If all is ok after that I will try uping the voltage on the memory first and then the North/south bridges if I get no better results.

To be honest I've not really considered this as an overclock considering the memory does this natively and the Asus manual just states that I need to change the frequency in the bios to take advantage of 1066Mhz.

Thanks all for the advice so far, I will report back with the results. :)
 
It's simple. More work the controller has to do the more power it needs i.e. the difference between 2 stick of ddr2 and 4 sticks on a 775 board is a couple notches on the north-bridge/running ram at it's max rated voltage. Or, if you have headroom on the cpu, just crank it's voltage up until the board raises the other voltages to a stable level (would only do this on a cpu at low voltage on a board with limited options though).

More voltage = more heat = lower oc: that's what people mean when they say it limits it. In fairness, unless your case is a shoe box with the cpu at max voltage, it should just be a case of tweaking things until it's all good again.
 
As above, you need to up the voltages and tweak the timings manually. It's unavoidable and even though my mobo (EP45-UD3P) isn't far off from yours and I spent weeks on end finding the goldilocks zone for timings and voltages for NB/SB/VDIMM and CPU as well as the dividers before my 4 sticks of 2GB G.Skill were stable with the CPU heavily overclocked (4GHz Q9550).

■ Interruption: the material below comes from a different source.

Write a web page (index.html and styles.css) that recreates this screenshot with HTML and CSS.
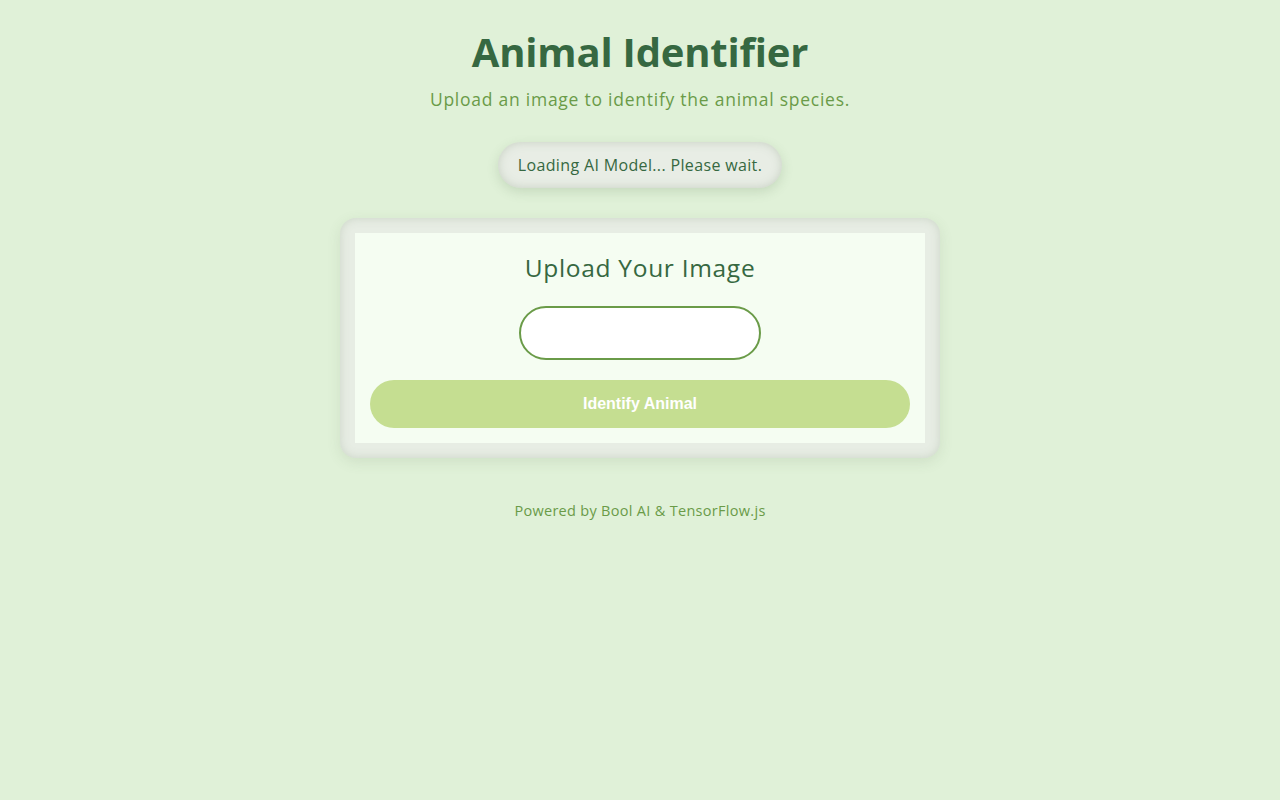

Touch wood it's been a year or so now running at these speeds and not a single problem. Put some hard work in and get good rewards from your system :D

I don't know if it helps but running my RAM clocks at 1:1 so once the fsb was OCd the ram freq was not far off from its rated 1GHz helped a lot in terms of stability. The rest was above.
 
Bit of news so far...

All 4 banks stable at 800mhz
All 4 banks stable with the FSB at 333 (3Ghz CPU) and the dimms at 800mhz

So the only difference to now and when this started is the dimms being at 1066mhz and the FSB at 333.
 
Its an all in one fusion unit that runs from a PCIE bridge chip, south bridge, north bridge and then the VRMs. Passive though, so not sure how much I can push it without additional cooling needed.